Voting on gormat of tokens (was Re: IVOA Thesaurus)

From: Douglas Burke <dburke-at-cfa.harvard.edu>
Date: Thu, 01 Nov 2007 15:26:34 -0400

I vote for there being some form of
normalization/canonicalization/some-other-ization of the Human-readable terms. The important ones for me are all lower case (as I've found too many errors in my own work from case mismatches [*]) and the removal of problematic characters (or combinations of characters).
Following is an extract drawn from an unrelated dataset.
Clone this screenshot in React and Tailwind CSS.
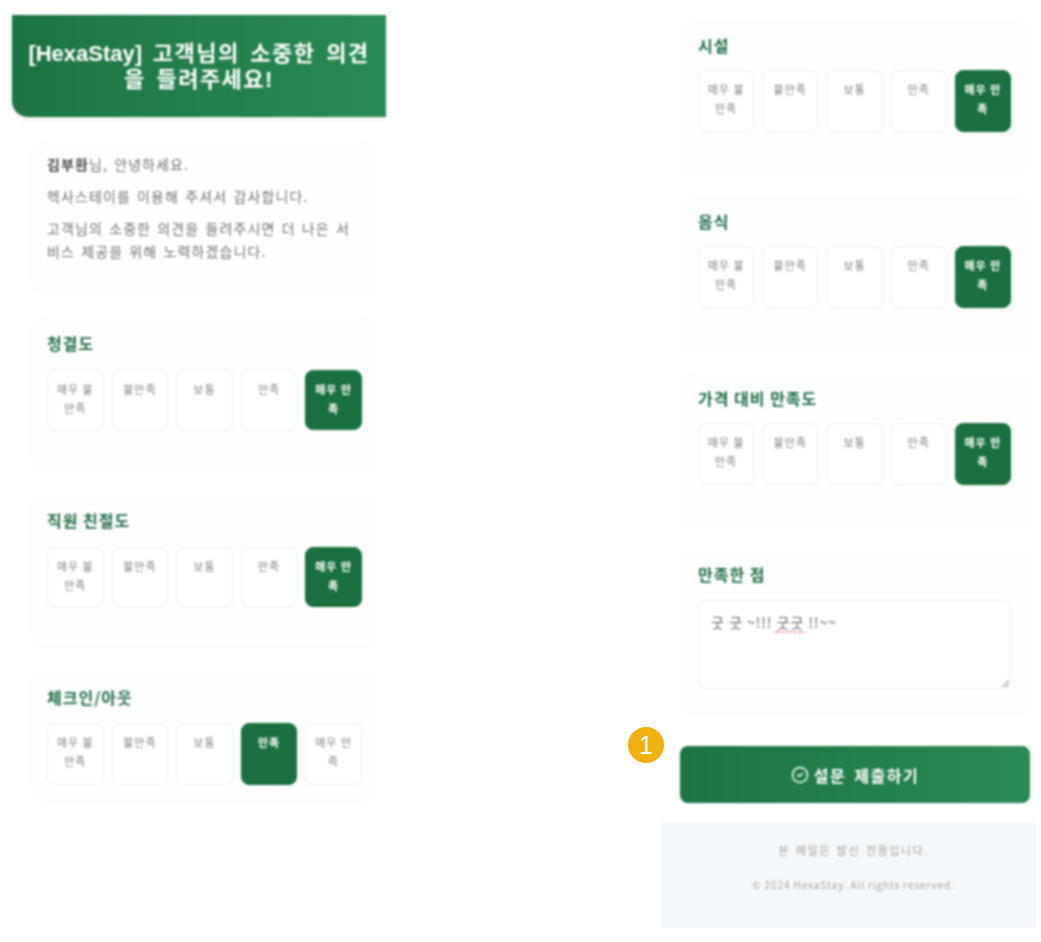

I don't have a real opinion on whether spaces should be removed or replaced by "_".

[* Are there issues with this particular choice in Ed's ontology use-case below?]

Doug

Frederic V. Hessman wrote:
> At the time, there where lots of voices saying that, while you are
> perfectly correct (and I'd prefer to have them as humanly readable as
> possible), the realities of computer-based parsing mean that a trivial
> token format costs less pain.
>
> How about an official show of hands?
>
> Rick
>
> On 1 Nov 2007, at 5:32 pm, Ed Shaya wrote:
>

>> Rick,
>>
>>    Well, I vote to put back the underscores and the capitalization 
>> where appropriate.  There is no need to go out of one's way and make 
>> all IDs cryptic just to make a point about the concept of tokens.  In 
>> ontology these become the element names of instances and it is really 
>> handy to be able to readily discern what kind of instance it is by 
>> looking, rather than going to some lookup table.  We need some 
>> prescience here, not to be confused with pre_science.
>>
>> Ed
>>
>> Frederic V. Hessman wrote:
>>>
>>> On 31 Oct 2007, at 6:54 pm, Ed Shaya wrote:
>>>
>>>> What happened to the underscores between all of the compound words?
>>>> Ed
>>>
>>> A while back, we communally decided that the tokens should be as 
>>> compact and simple as possible, i.e. no caps, no diacritical marking, 
>>> no spaces, no underscores, not only to make them syntactically simple 
>>> but to emphasize that they are only tokens.  The text file still has 
>>> the underscores, but now only for historical reasons (i.e. the 
>>> original SV proposal).
>>>
>>> If everyone would rather see the underscores back again, no problem.
>>>
>>> Rick
>>>
>>

>
>
Received on 2007-11-01Z20:27:05